# Problem to solve
Identify the lines holding "components" and copy them.

··· Dataset extract

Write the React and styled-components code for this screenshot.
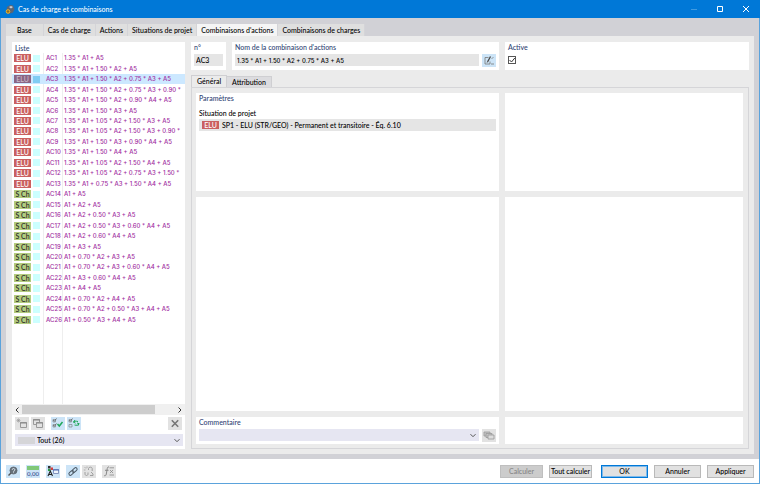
import React from "react";
import styled, { createGlobalStyle, css } from "styled-components";

const Global = createGlobalStyle`
  * { box-sizing: border-box; }
  html, body { margin: 0; height: 100%; }
  #root { height: 100%; }
  body, button, input, select {
    font-family: Lato, "Open Sans", sans-serif;
    font-size: 7px;
    font-weight: 500;
    color: #000;
  }
  button, input, select { margin: 0; padding: 0; border: 0; border-radius: 0; }
`;

const formulaFont = css`
  font-family: Inter, "Noto Sans", sans-serif;
  font-size: 6px;
  font-weight: 500;
`;

const Window = styled.div`
  display: flex;
  flex-direction: column;
  min-height: 100vh;
  background: #d1d1d6;
  border: 1px solid #5ba3dc;
  border-width: 0 1px 1px;
`;

const TitleBar = styled.header`
  display: flex;
  align-items: center;
  height: 18px;
  margin: 0 -1px;
  padding: 0 10px 0 5px;
  gap: 3px;
  background: #0078d7;
  color: #fff;
`;

const Title = styled.h1`
  flex: 1;
  margin: 0;
  font-size: 7px;
  font-weight: 500;
`;

const WindowControls = styled.div`
  display: flex;
  gap: 18px;
`;

const ControlButton = styled.button`
  display: flex;
  width: 8px;
  height: 8px;
  background: none;
  color: #fff;
  opacity: ${(p) => (p.disabled ? 0.25 : 1)};
`;

const Body = styled.main`
  flex: 1;
  display: flex;
  flex-direction: column;
  padding: 6px 5px 5px;
`;

const Tabs = styled.nav`
  display: flex;
`;

const Tab = styled.button`
  height: 12px;
  padding: 0 4px;
  line-height: 12px;
  border-right: 1px solid #d4d4d8;
  background: #dfdfdf;
  white-space: nowrap;
  ${(p) => p.$wide && css`padding: 0 11px;`}
  ${(p) => p.$active && css`background: #f5f5f5;`}
`;

const Page = styled.div`
  flex: 1;
  display: grid;
  grid-template-columns: 173px minmax(0, 1fr);
  gap: 6px;
  padding: 6px 5px 5px 6px;
  background: #ebebeb;
`;

const Panel = styled.section`
  min-width: 0;
  padding: 1px 3px 3px;
  background: #fff;
`;

const Heading = styled.h2`
  display: block;
  margin: 0;
  height: 9px;
  line-height: 9px;
  font-size: 7px;
  font-weight: 500;
  color: #2f4474;
`;

const ListPanel = styled(Panel)`
  display: flex;
  flex-direction: column;
  padding: 1px 0 3px;
  & > ${Heading} { height: 10px; padding-left: 3px; line-height: 10px; }
`;

const ListArea = styled.div`
  flex: 1;
  overflow: hidden;
  background: linear-gradient(#eee, #eee) 31px 0 / 1px 100% no-repeat,
    linear-gradient(#eee, #eee) 50px 0 / 1px 100% no-repeat;
`;

const CaseTable = styled.table`
  display: block;
  width: 100%;
`;

const CaseBody = styled.tbody`
  display: grid;
  grid-template-rows: repeat(26, 1fr);
  height: 272px;
`;

const CaseRow = styled.tr`
  display: grid;
  grid-template-columns: 19px 13px 18px minmax(0, 1fr);
  align-items: center;
  padding-left: 2px;
  color: #a02ca0;
  background: ${(p) => (p.$selected ? "#cce8ff" : "none")};
`;

const Cell = styled.td`
  padding: 0;
  line-height: 10px;
  white-space: nowrap;
  ${(p) => p.$formula && formulaFont}
`;

const Badge = styled.span`
  display: block;
  width: 17px;
  height: 8px;
  line-height: 8px;
  text-align: center;
  color: ${(p) => (p.$kind === "ELU" ? "#fff" : "#222")};
  background: ${(p) => (p.$kind === "ELU" ? "#ca6060" : "#b3cc80")};
  ${(p) => p.$selected && css`background: #8a6584; color: #c9bccb;`}
`;

const Swatch = styled.span`
  display: block;
  width: 7px;
  height: 7px;
  background: ${(p) => (p.$selected ? "#80cdf3" : "#ccffff")};
`;

const ScrollBar = styled.div`
  display: flex;
  align-items: center;
  justify-content: space-between;
  height: 11px;
  padding: 1px 3px;
  background: #f0f0f0;
`;

const ScrollTrack = styled.div`
  flex: 1;
  height: 9px;
  margin: 0 3px;
`;

const ScrollThumb = styled.div`
  width: 87%;
  height: 100%;
  background: #cdcdcd;
`;

const Toolbar = styled.div`
  display: flex;
  gap: 2px;
  padding: 2px 3px 4px;
`;

const IconButton = styled.button`
  display: flex;
  flex: none;
  align-items: center;
  justify-content: center;
  width: 14px;
  height: 13px;
  margin-left: ${(p) => (p.$apart ? "4px" : p.$end ? "auto" : "0")};
  background: ${(p) => (p.$on ? "#cce4f7" : "#e2e2e2")};
`;

const SelectBox = styled.div`
  display: grid;
  flex: 1;
  align-items: center;
  height: 12px;
  background: #e6e6f2;
  & > * { grid-area: 1 / 1; }
  & > svg { justify-self: end; margin-right: 3px; pointer-events: none; }
`;

const FilterRow = styled.div`
  display: flex;
  padding: 0 2px 0 3px;
`;

const Select = styled.select`
  width: 100%;
  height: 12px;
  padding-left: ${(p) => (p.$swatch ? "22px" : "3px")};
  appearance: none;
  background: none;
`;

const SelectSwatch = styled.span`
  width: 17px;
  height: 7px;
  margin-left: 3px;
  background: #d5d5d8;
`;

const Detail = styled.div`
  display: flex;
  flex-direction: column;
  min-width: 0;
`;

const HeaderRow = styled.div`
  display: grid;
  grid-template-columns: 35px minmax(0, 267fr) minmax(0, 244fr);
  gap: 6px;
  height: 27px;
  margin-bottom: 6px;
`;

const FieldRow = styled.div`
  display: flex;
  gap: 3px;
  padding-top: 2px;
`;

const TextField = styled.input`
  flex: 1;
  min-width: 0;
  width: 100%;
  height: 12px;
  padding: 0 2px;
  background: #e5e5e5;
  ${(p) => p.$formula && formulaFont}
`;

const CheckWrap = styled.div`
  display: grid;
  justify-content: start;
  padding-top: 4px;
  & > * { grid-area: 1 / 1; }
  & > svg { pointer-events: none; }
`;

const CheckBox = styled.input`
  appearance: none;
  width: 8px;
  height: 8px;
  margin: 0;
  border: 1px solid #555;
  background: #fff;
`;

const InnerTabs = styled.div`
  display: flex;
  align-items: flex-end;
`;

const InnerTab = styled.button`
  height: 12px;
  padding: 0 5px;
  border: 1px solid #cfcfd2;
  border-width: 1px 1px 0;
  line-height: 11px;
  background: ${(p) => (p.$active ? "#ebebeb" : "#dcdcdf")};
  & + & { border-left: 0; height: 11px; }
`;

const TabPanel = styled.div`
  flex: 1;
  display: grid;
  grid-template-columns: minmax(0, 303fr) minmax(0, 238fr);
  grid-template-rows: 98px minmax(0, 1fr) 27px;
  gap: 6px;
  padding: 5px 5px 4px 4px;
  border: 1px solid #d5d5d8;
`;

const FieldLabel = styled.div`
  margin-top: 5px;
  line-height: 10px;
`;

const Situation = styled.div`
  display: flex;
  align-items: center;
  gap: 3px;
  height: 12px;
  margin-top: 1px;
  padding-left: 3px;
  white-space: nowrap;
  background: #e5e5e5;
`;

const Footer = styled.footer`
  display: flex;
  align-items: center;
  justify-content: space-between;
  height: 24px;
  padding: 0 5px;
  background: #fff;
`;

const ToolGroup = styled.div`
  display: flex;
  gap: 6px;
`;

const ToolPair = styled.div`
  display: flex;
  gap: 2px;
`;

const Actions = styled.div`
  display: flex;
  gap: 6px;
`;

const Action = styled.button`
  width: ${(p) => (p.$narrow ? "43px" : "47px")};
  height: 13px;
  border: 1px solid #b9b9b9;
  background: #e1e1e1;
  line-height: 11px;
  white-space: nowrap;
  ${(p) => p.$primary && css`
    margin-left: 3px;
    border-color: #0078d7;
    box-shadow: inset 0 0 0 1px #7db9ea;
  `}
  &:disabled { background: #cccccc; border-color: #bfbfbf; color: #858585; }
`;

const Svg = ({ w = 12, h = 11, children }) => (
  <svg width={w} height={h} viewBox={`0 0 ${w} ${h}`} fill="none" stroke="#555" strokeWidth="1" aria-hidden="true">
    {children}
  </svg>
);

const Chevron = () => (
  <Svg w={6} h={5}><path d="M.5 1.2 3 3.7 5.5 1.2" /></Svg>
);

const icons = {
  create: (
    <Svg>
      <path stroke="#999" strokeWidth="1" d="M4.500 4.500h6v5h-6z" />
      <path stroke="#858585" strokeWidth="1" d="M4 5h7" />
      <path stroke="#999" strokeWidth=".6" d="M2.500.5v4M.5 2.500h4M1 1l3 3M4 1 1 4" />
    </Svg>
  ),
  copy: (
    <Svg>
      <path stroke="#999" d="M1.500 1.500h6v5h-6z" />
      <path stroke="#858585" d="M1 2h7" />
      <path stroke="#999" fill="#e2e2e2" d="M4.500 4.500h6v5h-6z" />
      <path stroke="#858585" d="M4 5h7" />
    </Svg>
  ),
  check: (
    <Svg>
      <g stroke="#777" strokeWidth=".6"><path d="M1 1.500h2.500V4H1zM1 6.500h2.500V9H1z" /></g>
      <path strokeWidth=".8" d="M1.200 2.200 2.300 3.300 4.500.5M1.200 7.200l1.100 1.100L4.500 5.500" />
      <path stroke="#1fa85a" strokeWidth="1.500" d="m5.500 6 1.800 2L10.500 4" />
    </Svg>
  ),
  swap: (
    <Svg>
      <g stroke="#777" strokeWidth=".6"><path d="M1 1.500h2.500V4H1zM1 6.500h3V9H1z" /></g>
      <path strokeWidth=".8" d="M1.200 2.200 2.300 3.300 4.500.5" />
      <path stroke="#1fa85a" strokeWidth="1" d="M5.500 4.500C6 3 8 3 10 3.500M7 2 5.500 4 7.500 5.200M11 5.500C10.500 7.500 8.500 7.500 6.500 7M9 5l2 .7-1 2" />
    </Svg>
  ),
  remove: <Svg><path stroke="#777" strokeWidth="1.600" d="m2.800 2.300 6.400 6.400m0-6.400L2.800 8.700" /></Svg>,
  edit: (
    <Svg>
      <path stroke="#777" strokeWidth=".8" d="M5.500 2.500H2v6.500h5V6.500M8 9h3" />
      <path stroke="#444" strokeWidth="1.300" d="M4.500 7 7.500 1.500" />
      <path stroke="#777" strokeWidth=".7" d="M8.500 4 10.500 2M4 8l.5-1.500" />
    </Svg>
  ),
  cards: (
    <Svg>
      <g stroke="#999" strokeWidth=".8">
        <path d="M1 2h6v4H1z" fill="#c4c4c4" />
        <path d="M3 3.500h6v4H3z" fill="#c4c4c4" />
        <path d="M5 5h6v4H5z" fill="#ddd" />
      </g>
    </Svg>
  ),
  help: (
    <Svg>
      <circle cx="6.500" cy="4.500" r="3.600" fill="#667079" stroke="#555f68" strokeWidth=".6" />
      <path d="m4 7-2.500 2.500" strokeWidth="1.500" />
      <path stroke="#e4f0fa" strokeWidth=".9" d="M5.200 3.800c0-1.800 2.700-1.600 2.700 0 0 1-1.400.9-1.400 2m0 .6v.7" />
    </Svg>
  ),
  tree: (
    <Svg>
      <path fill="#333" stroke="none" d="M1 0h2.500v2.500H1z" />
      <path fill="#d43d3d" stroke="none" d="M3.500 1.500H6V4H3.500z" />
      <path fill="#299c45" stroke="none" d="M1 3h2.500v2H1z" />
      <path stroke="#222" strokeWidth="1.100" d="m1 10 2.300-5L5.500 10M2 8.500h3" />
      <path stroke="#6c7fae" strokeWidth=".8" fill="#eef4fb" d="M6.500 3.500h5v4h-5z" />
      <path stroke="#4667b3" d="M6 4h6" />
    </Svg>
  ),
  link: (
    <Svg>
      <g stroke="#4c5a66" strokeWidth="1" transform="rotate(-42 6 5.500)">
        <rect x="1" y="4" width="5.700" height="3" rx="1.500" />
        <rect x="5.300" y="4" width="5.700" height="3" rx="1.500" />
      </g>
    </Svg>
  ),
  unlink: (
    <Svg>
      <g stroke="#999" strokeWidth=".9">
        <path d="M5.500 4V2.500c0-1.800 3.700-1.800 3.700 0V5M2 6v2c0 2 3 2 3 0V6.500M8 6l2 2v1.500H7" />
        <path strokeWidth=".7" d="m1.500 1 1.500 1.500M4 .5v1.500M.8 4h1.700" />
      </g>
    </Svg>
  ),
  fx: (
    <Svg>
      <g stroke="#888" strokeWidth="1">
        <path d="M6 1C4.500.5 4.300 2 4 4L3.300 8C3 10 2 10 1 9.500M2 4.300h3.500" />
        <path strokeWidth=".8" d="M6.500 1.800H11M7 4l3 3m0-3L7 7M6.500 9H11" />
      </g>
    </Svg>
  ),
};

const UnitIcon = styled.span`
  width: 12px;
  height: 11px;
  border-top: 4px solid #80c878;
  color: #34468a;
  font-size: 6px;
  line-height: 7px;
  text-align: center;
`;

const cases = [
  "1.35 * A1 + A5", "1.35 * A1 + 1.50 * A2 + A5", "1.35 * A1 + 1.50 * A2 + 0.75 * A3 + A5",
  "1.35 * A1 + 1.50 * A2 + 0.75 * A3 + 0.90 *", "1.35 * A1 + 1.50 * A2 + 0.90 * A4 + A5",
  "1.35 * A1 + 1.50 * A3 + A5", "1.35 * A1 + 1.05 * A2 + 1.50 * A3 + A5",
  "1.35 * A1 + 1.05 * A2 + 1.50 * A3 + 0.90 *", "1.35 * A1 + 1.50 * A3 + 0.90 * A4 + A5",
  "1.35 * A1 + 1.50 * A4 + A5", "1.35 * A1 + 1.05 * A2 + 1.50 * A4 + A5",
  "1.35 * A1 + 1.05 * A2 + 0.75 * A3 + 1.50 *", "1.35 * A1 + 0.75 * A3 + 1.50 * A4 + A5",
  "A1 + A5", "A1 + A2 + A5", "A1 + A2 + 0.50 * A3 + A5", "A1 + A2 + 0.50 * A3 + 0.60 * A4 + A5",
  "A1 + A2 + 0.60 * A4 + A5", "A1 + A3 + A5", "A1 + 0.70 * A2 + A3 + A5",
  "A1 + 0.70 * A2 + A3 + 0.60 * A4 + A5", "A1 + A3 + 0.60 * A4 + A5", "A1 + A4 + A5",
  "A1 + 0.70 * A2 + A4 + A5", "A1 + 0.70 * A2 + 0.50 * A3 + A4 + A5", "A1 + 0.50 * A3 + A4 + A5",
].map((formula, i) => ({ formula, id: `AC${i + 1}`, kind: i < 13 ? "ELU" : "S Ch" }));

export default function App() {
  return (
    <>
      <Global />
      <Window>
        <TitleBar>
          <svg width="10" height="11" viewBox="0 0 10 11" aria-hidden="true">
            <path d="M2 3 5 1l3 .5L9.500 5 8 8.500 4 10 1.500 6z" fill="#5d6673" />
            <path d="m4 3 2-1 2 1-2 1.500z" fill="#c9ced6" />
            <circle cx="3" cy="7.500" r="1.800" fill="#8a6d2a" stroke="#f2b52b" strokeWidth="1" />
          </svg>
          <Title>Cas de charge et combinaisons</Title>
          <WindowControls>
            <ControlButton aria-label="Réduire" disabled><Svg w={8} h={8}><path stroke="#fff" d="M1 4.500h6" /></Svg></ControlButton>
            <ControlButton aria-label="Agrandir"><Svg w={8} h={8}><path stroke="#fff" d="M1.500 1.500h5v5h-5z" /></Svg></ControlButton>
            <ControlButton aria-label="Fermer"><Svg w={8} h={8}><path stroke="#fff" d="m1 1 6 6m0-6L1 7" /></Svg></ControlButton>
          </WindowControls>
        </TitleBar>
        <Body>
          <Tabs>
            <Tab $wide>Base</Tab>
            <Tab>Cas de charge</Tab>
            <Tab>Actions</Tab>
            <Tab>Situations de projet</Tab>
            <Tab $active>Combinaisons d'actions</Tab>
            <Tab>Combinaisons de charges</Tab>
          </Tabs>
          <Page>
            <ListPanel>
              <Heading>Liste</Heading>
              <ListArea>
                <CaseTable aria-label="Liste">
                  <CaseBody>
                    {cases.map(({ id, kind, formula }) => {
                      const selected = id === "AC3";
                      return (
                        <CaseRow key={id} $selected={selected}>
                          <Cell><Badge $kind={kind} $selected={selected}>{kind}</Badge></Cell>
                          <Cell><Swatch $selected={selected} /></Cell>
                          <Cell $formula>{id}</Cell>
                          <Cell $formula>{formula}</Cell>
                        </CaseRow>
                      );
                    })}
                  </CaseBody>
                </CaseTable>
              </ListArea>
              <ScrollBar>
                <Svg w={4} h={6}><path stroke="#333" d="M3.500.5 1 3l2.500 2.500" /></Svg>
                <ScrollTrack><ScrollThumb /></ScrollTrack>
                <Svg w={4} h={6}><path stroke="#333" d="M.5.5 3 3 .5 5.500" /></Svg>
              </ScrollBar>
              <Toolbar>
                <IconButton aria-label="Nouveau">{icons.create}</IconButton>
                <IconButton aria-label="Copier">{icons.copy}</IconButton>
                <IconButton $on $apart aria-label="Tout sélectionner">{icons.check}</IconButton>
                <IconButton $on aria-label="Inverser la sélection">{icons.swap}</IconButton>
                <IconButton $end aria-label="Supprimer">{icons.remove}</IconButton>
              </Toolbar>
              <FilterRow>
                <SelectBox>
                  <SelectSwatch />
                  <Select $swatch aria-label="Filtre"><option>Tout (26)</option></Select>
                  <Chevron />
                </SelectBox>
              </FilterRow>
            </ListPanel>
            <Detail>
              <HeaderRow>
                <Panel>
                  <Heading as="label" htmlFor="number">n°</Heading>
                  <FieldRow><TextField id="number" readOnly value="AC3" /></FieldRow>
                </Panel>
                <Panel>
                  <Heading as="label" htmlFor="name">Nom de la combinaison d'actions</Heading>
                  <FieldRow>
                    <TextField $formula id="name" readOnly value="1.35 * A1 + 1.50 * A2 + 0.75 * A3 + A5" />
                    <IconButton $on aria-label="Modifier le nom">{icons.edit}</IconButton>
                  </FieldRow>
                </Panel>
                <Panel>
                  <Heading as="label" htmlFor="active">Active</Heading>
                  <CheckWrap>
                    <CheckBox id="active" type="checkbox" defaultChecked />
                    <Svg w={8} h={8}><path stroke="#333" d="m1.500 4 2 2L6.800 2" /></Svg>
                  </CheckWrap>
                </Panel>
              </HeaderRow>
              <InnerTabs>
                <InnerTab $active>Général</InnerTab>
                <InnerTab>Attribution</InnerTab>
              </InnerTabs>
              <TabPanel>
                <Panel>
                  <Heading>Paramètres</Heading>
                  <FieldLabel>Situation de projet</FieldLabel>
                  <Situation><Badge $kind="ELU">ELU</Badge>SP1 - ELU (STR/GEO) - Permanent et transitoire - Éq. 6.10</Situation>
                </Panel>
                <Panel />
                <Panel />
                <Panel />
                <Panel>
                  <Heading as="label" htmlFor="comment">Commentaire</Heading>
                  <FieldRow>
                    <SelectBox><Select id="comment" /><Chevron /></SelectBox>
                    <IconButton aria-label="Commentaires">{icons.cards}</IconButton>
                  </FieldRow>
                </Panel>
                <Panel />
              </TabPanel>
            </Detail>
          </Page>
        </Body>
        <Footer>
          <ToolGroup>
            <IconButton $on aria-label="Aide">{icons.help}</IconButton>
            <IconButton $on aria-label="Unités"><UnitIcon>0,00</UnitIcon></IconButton>
            <IconButton $on aria-label="Affichage">{icons.tree}</IconButton>
            <ToolPair>
              <IconButton $on aria-label="Lier">{icons.link}</IconButton>
              <IconButton aria-label="Délier">{icons.unlink}</IconButton>
            </ToolPair>
            <IconButton aria-label="Formule">{icons.fx}</IconButton>
          </ToolGroup>
          <Actions>
            <Action $narrow disabled>Calculer</Action>
            <Action $narrow>Tout calculer</Action>
            <Action $primary>OK</Action>
            <Action>Annuler</Action>
            <Action>Appliquer</Action>
          </Actions>
        </Footer>
      </Window>
    </>
  );
}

······

# Output below
Write the React and styled-components code for this screenshot.
import styled, { createGlobalStyle, css } from "styled-components";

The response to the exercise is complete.